Check every line of the entries for "screenshot", and copy the lines that hold it.

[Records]

━━━━━━━━

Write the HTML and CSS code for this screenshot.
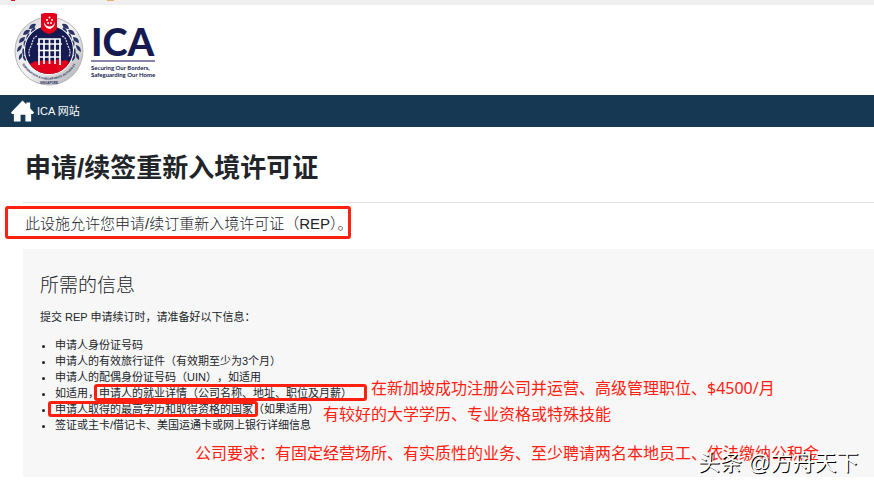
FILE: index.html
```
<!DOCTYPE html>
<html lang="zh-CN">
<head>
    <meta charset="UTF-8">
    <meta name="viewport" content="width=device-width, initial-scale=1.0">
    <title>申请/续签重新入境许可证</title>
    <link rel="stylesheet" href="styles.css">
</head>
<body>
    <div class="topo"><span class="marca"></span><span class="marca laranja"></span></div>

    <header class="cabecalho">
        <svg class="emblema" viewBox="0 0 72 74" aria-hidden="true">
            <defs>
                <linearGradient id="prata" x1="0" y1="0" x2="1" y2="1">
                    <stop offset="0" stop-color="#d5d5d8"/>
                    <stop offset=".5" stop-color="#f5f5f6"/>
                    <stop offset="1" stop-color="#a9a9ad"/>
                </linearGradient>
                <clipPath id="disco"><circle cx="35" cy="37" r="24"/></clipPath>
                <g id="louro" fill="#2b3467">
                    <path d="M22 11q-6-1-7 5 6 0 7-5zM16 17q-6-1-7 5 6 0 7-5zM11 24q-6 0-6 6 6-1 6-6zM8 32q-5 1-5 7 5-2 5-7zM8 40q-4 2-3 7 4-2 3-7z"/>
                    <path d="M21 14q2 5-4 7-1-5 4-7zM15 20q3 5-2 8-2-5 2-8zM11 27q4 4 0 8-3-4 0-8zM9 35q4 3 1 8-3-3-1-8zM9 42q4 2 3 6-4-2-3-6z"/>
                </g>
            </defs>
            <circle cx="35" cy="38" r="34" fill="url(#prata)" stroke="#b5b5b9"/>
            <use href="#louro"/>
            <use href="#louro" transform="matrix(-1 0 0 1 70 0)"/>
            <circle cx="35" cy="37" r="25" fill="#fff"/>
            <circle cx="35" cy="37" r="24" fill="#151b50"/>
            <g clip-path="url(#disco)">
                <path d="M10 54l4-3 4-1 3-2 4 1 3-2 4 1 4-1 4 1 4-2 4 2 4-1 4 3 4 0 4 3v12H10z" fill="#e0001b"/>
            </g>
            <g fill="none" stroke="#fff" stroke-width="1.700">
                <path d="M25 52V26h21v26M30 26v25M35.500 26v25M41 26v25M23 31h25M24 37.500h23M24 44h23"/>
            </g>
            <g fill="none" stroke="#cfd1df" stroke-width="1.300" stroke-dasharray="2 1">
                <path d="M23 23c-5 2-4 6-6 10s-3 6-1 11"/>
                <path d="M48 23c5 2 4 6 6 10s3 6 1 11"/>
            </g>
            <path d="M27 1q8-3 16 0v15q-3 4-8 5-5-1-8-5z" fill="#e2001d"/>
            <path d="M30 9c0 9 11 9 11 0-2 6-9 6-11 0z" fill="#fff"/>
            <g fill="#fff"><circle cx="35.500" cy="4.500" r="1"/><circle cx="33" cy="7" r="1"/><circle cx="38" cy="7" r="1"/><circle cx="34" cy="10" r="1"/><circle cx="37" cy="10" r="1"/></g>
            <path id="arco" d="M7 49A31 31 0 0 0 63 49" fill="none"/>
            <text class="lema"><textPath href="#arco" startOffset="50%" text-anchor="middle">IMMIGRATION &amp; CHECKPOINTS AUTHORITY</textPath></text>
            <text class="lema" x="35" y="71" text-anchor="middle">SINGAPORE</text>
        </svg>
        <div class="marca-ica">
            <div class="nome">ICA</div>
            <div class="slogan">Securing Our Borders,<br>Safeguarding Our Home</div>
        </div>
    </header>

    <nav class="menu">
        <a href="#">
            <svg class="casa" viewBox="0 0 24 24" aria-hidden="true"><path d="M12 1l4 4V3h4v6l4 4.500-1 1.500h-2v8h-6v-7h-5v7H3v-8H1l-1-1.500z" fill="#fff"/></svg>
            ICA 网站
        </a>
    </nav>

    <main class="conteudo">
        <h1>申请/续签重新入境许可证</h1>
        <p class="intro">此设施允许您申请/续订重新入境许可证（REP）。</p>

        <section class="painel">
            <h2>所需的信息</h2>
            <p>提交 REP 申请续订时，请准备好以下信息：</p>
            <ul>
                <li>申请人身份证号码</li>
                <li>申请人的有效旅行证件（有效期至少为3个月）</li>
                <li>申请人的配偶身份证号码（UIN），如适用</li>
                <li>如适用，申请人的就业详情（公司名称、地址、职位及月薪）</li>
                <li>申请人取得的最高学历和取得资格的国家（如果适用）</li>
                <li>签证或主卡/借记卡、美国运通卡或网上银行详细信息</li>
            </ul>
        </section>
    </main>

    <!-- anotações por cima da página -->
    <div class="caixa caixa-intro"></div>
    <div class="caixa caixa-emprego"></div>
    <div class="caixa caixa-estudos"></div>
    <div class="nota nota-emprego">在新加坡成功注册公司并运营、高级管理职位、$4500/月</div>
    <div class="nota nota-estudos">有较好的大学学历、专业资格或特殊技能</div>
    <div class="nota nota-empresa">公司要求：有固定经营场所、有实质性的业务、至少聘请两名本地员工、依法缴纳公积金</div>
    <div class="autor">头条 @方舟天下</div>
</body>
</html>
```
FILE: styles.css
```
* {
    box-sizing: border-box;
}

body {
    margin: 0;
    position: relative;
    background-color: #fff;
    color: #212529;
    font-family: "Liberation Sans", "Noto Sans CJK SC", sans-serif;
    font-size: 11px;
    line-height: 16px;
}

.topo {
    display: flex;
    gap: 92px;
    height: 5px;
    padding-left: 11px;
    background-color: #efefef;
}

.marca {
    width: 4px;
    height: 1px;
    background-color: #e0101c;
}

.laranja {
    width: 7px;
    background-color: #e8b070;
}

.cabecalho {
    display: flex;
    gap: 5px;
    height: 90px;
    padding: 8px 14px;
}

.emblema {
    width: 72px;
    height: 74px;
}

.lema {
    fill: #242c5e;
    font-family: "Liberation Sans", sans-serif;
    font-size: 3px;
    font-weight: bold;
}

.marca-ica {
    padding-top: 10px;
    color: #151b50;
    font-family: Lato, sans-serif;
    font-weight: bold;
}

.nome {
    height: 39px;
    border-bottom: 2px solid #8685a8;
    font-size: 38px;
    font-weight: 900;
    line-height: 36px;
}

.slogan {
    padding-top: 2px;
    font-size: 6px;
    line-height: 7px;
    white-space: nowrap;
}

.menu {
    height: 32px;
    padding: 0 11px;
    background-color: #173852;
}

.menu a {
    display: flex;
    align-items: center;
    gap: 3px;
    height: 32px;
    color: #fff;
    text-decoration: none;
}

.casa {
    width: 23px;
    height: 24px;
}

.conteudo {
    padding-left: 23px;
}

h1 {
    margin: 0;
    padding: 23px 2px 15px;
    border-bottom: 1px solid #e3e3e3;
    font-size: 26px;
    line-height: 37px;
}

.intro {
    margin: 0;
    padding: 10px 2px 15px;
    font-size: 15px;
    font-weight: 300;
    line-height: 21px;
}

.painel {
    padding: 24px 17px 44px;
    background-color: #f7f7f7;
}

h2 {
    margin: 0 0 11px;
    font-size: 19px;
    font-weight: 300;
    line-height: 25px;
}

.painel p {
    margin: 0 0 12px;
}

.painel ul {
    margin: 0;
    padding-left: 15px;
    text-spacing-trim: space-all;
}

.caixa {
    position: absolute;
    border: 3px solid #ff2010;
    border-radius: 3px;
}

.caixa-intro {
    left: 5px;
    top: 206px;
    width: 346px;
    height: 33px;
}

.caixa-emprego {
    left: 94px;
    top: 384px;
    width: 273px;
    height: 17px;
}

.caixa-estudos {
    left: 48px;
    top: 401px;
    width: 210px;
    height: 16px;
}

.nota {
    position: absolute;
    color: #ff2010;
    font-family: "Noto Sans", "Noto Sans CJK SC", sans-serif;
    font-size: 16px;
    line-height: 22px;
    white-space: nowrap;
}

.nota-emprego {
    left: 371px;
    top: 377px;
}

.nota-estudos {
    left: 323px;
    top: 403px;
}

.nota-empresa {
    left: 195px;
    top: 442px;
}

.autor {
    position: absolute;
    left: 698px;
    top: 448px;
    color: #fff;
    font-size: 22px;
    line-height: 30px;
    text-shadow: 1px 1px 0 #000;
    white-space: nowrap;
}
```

━━━━━━━━

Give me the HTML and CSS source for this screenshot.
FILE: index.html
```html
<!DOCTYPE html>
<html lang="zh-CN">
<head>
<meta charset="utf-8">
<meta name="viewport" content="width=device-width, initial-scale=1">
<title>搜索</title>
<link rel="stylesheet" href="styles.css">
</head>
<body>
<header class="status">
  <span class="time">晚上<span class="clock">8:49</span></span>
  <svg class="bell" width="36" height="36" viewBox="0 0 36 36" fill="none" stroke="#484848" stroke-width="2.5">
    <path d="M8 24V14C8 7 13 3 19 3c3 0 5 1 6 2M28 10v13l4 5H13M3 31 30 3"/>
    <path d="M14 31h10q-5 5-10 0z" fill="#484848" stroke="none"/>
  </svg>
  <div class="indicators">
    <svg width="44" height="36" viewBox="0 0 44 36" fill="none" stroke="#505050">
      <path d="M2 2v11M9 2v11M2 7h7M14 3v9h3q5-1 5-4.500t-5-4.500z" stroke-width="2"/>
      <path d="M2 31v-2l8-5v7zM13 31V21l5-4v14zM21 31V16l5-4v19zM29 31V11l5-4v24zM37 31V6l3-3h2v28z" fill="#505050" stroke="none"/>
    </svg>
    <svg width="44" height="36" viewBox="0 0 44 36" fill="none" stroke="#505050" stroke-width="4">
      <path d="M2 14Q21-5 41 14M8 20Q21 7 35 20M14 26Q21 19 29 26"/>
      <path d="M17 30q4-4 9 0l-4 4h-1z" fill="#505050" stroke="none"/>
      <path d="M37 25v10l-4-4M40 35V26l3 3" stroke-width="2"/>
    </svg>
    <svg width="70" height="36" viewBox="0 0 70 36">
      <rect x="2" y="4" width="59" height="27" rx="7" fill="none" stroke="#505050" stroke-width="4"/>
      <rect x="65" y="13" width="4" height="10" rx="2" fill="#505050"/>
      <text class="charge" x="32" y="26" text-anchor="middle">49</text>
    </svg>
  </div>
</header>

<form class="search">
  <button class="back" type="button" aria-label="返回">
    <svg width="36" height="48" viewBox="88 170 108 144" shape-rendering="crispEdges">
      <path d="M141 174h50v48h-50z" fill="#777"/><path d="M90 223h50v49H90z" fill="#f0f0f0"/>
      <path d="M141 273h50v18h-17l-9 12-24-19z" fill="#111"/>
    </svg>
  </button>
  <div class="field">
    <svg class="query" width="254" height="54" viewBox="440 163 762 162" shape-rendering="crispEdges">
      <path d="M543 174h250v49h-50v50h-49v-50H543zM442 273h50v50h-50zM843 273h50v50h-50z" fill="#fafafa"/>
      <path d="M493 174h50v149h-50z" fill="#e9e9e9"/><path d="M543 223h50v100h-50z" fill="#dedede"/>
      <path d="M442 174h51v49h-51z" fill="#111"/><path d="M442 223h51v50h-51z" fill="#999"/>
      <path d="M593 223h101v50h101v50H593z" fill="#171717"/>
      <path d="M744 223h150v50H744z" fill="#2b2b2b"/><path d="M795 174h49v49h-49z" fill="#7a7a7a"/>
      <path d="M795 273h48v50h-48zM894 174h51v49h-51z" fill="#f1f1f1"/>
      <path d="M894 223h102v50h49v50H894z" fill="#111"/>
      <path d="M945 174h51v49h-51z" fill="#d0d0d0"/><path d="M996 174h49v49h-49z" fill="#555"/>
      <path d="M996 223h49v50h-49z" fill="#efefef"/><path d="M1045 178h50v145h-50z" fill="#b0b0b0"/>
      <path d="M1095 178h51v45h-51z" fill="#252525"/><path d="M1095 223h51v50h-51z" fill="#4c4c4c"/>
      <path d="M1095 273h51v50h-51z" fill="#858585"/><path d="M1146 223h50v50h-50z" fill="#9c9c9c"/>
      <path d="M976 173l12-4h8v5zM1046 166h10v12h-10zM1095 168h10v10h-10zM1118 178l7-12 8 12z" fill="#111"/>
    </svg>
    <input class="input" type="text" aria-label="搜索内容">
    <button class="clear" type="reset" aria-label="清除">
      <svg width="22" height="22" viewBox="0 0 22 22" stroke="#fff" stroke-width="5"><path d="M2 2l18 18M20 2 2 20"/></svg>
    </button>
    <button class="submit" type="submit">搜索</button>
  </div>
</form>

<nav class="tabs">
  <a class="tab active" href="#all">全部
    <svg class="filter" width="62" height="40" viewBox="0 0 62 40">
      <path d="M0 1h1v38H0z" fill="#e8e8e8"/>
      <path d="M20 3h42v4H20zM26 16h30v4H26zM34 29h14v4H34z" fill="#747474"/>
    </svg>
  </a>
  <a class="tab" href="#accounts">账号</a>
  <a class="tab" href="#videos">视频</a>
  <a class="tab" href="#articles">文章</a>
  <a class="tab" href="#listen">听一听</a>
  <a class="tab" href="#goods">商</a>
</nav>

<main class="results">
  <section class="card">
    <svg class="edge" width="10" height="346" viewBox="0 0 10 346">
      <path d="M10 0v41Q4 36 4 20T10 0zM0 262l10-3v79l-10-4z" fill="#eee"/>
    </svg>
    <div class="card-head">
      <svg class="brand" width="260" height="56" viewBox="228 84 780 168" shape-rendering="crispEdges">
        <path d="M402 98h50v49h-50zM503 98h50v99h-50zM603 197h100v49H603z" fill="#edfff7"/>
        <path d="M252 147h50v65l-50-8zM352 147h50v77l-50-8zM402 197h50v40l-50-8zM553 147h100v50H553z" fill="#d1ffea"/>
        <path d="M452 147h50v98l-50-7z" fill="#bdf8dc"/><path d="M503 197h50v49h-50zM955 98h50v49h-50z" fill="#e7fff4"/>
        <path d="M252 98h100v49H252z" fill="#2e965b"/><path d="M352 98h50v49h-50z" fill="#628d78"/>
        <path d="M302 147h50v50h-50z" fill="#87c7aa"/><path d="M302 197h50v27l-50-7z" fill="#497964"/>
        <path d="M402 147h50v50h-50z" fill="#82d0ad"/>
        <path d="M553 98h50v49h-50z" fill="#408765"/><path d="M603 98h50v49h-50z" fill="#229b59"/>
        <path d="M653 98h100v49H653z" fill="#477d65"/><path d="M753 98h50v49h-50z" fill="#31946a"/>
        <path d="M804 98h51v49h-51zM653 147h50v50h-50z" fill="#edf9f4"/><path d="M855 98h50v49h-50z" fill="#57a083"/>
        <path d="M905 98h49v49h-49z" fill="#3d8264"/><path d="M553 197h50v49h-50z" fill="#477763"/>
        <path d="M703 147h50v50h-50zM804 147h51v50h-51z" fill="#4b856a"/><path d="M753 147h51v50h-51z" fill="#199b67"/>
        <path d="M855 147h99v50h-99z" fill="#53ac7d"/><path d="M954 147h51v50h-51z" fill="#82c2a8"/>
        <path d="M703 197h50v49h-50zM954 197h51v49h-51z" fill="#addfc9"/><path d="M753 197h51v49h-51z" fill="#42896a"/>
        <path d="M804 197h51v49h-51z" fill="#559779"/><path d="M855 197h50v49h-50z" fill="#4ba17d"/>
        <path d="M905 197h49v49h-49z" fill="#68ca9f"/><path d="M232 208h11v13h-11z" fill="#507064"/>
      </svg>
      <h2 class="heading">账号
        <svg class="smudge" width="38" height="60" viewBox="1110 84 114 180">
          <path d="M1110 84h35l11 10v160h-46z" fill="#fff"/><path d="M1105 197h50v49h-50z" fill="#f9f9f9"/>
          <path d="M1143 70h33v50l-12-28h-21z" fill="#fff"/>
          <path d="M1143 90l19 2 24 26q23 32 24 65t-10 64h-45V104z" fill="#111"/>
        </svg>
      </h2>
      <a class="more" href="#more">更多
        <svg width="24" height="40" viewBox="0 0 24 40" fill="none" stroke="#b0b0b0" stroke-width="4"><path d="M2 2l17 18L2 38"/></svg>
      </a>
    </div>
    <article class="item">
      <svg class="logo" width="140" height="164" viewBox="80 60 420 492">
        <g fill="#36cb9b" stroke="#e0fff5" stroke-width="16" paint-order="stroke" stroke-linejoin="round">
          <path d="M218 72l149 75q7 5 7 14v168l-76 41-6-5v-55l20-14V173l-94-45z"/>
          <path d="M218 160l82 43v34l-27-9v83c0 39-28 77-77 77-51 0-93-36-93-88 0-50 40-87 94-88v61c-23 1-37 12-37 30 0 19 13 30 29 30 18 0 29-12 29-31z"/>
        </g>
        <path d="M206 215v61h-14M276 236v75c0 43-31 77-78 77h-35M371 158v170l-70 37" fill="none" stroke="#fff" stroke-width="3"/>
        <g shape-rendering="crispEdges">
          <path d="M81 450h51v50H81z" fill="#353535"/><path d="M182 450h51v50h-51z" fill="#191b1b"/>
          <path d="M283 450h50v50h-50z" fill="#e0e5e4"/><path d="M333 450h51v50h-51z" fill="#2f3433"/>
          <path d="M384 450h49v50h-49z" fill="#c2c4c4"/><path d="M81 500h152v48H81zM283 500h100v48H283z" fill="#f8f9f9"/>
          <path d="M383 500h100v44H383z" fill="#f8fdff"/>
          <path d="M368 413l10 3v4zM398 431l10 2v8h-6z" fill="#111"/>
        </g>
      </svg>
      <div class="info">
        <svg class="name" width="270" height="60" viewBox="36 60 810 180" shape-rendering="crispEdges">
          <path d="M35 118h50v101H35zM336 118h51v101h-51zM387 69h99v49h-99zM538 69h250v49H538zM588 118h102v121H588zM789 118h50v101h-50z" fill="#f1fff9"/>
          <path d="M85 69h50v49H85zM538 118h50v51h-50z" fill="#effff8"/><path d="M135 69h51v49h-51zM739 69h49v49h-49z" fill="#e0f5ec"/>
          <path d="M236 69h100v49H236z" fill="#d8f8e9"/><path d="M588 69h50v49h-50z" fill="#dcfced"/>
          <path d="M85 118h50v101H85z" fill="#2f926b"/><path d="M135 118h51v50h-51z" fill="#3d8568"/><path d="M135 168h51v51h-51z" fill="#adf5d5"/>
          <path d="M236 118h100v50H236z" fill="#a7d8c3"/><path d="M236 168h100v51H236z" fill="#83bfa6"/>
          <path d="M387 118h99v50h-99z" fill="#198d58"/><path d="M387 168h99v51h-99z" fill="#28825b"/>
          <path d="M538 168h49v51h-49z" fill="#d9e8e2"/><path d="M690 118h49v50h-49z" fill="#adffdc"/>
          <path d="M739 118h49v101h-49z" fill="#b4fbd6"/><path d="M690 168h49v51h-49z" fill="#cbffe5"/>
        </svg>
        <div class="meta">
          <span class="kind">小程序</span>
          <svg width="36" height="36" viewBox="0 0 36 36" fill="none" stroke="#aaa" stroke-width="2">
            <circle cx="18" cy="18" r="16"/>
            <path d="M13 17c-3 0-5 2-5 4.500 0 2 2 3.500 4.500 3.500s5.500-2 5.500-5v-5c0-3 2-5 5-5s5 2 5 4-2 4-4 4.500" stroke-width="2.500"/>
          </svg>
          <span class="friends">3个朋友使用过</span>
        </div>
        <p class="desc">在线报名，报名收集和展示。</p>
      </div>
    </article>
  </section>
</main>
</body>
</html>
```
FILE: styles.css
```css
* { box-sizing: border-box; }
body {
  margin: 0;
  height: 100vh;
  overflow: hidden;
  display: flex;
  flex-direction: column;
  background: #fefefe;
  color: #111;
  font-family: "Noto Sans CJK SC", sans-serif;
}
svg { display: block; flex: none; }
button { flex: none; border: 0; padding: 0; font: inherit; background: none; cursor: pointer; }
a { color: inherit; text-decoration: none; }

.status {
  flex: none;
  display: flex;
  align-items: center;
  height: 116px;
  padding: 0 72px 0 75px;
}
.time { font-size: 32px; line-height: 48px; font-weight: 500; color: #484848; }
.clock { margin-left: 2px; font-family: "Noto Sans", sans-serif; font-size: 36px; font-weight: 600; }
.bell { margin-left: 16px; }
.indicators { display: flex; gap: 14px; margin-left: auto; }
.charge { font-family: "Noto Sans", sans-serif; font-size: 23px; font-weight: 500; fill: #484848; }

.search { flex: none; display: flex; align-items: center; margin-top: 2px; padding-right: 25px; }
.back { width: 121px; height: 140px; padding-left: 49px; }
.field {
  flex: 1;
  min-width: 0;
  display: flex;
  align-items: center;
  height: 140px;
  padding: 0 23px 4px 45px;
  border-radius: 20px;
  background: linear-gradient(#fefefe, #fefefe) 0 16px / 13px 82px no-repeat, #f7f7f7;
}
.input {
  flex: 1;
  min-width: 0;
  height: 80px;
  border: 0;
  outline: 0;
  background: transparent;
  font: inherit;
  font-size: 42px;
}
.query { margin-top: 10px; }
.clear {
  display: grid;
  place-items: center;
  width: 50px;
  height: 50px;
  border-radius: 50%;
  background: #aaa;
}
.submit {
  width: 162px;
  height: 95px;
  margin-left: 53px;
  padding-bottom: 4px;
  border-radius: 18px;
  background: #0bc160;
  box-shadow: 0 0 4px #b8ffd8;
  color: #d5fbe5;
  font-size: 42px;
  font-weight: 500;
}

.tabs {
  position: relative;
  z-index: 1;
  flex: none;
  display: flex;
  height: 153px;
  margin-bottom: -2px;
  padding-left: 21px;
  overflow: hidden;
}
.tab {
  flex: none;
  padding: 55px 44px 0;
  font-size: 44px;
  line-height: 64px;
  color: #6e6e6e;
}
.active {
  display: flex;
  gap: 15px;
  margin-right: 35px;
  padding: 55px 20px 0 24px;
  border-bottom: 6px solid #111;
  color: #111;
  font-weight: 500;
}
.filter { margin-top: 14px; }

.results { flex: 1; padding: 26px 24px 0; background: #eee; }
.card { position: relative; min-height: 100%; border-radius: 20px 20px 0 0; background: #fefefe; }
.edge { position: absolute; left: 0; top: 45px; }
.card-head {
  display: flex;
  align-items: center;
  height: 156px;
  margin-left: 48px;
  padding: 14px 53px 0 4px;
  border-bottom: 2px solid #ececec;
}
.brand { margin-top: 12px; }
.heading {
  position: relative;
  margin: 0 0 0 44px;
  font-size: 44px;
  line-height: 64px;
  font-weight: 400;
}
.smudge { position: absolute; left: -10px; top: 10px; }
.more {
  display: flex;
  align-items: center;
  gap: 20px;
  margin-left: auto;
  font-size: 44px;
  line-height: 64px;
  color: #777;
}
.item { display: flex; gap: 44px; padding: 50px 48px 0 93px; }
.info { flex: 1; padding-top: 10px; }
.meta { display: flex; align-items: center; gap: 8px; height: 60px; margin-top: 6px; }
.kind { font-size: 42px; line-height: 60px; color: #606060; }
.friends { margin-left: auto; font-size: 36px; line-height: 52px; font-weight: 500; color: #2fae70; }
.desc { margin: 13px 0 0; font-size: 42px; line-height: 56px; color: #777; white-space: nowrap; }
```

━━━━━━━━

*The completed task*.
Write the HTML and CSS code for this screenshot.
Give me the HTML and CSS source for this screenshot.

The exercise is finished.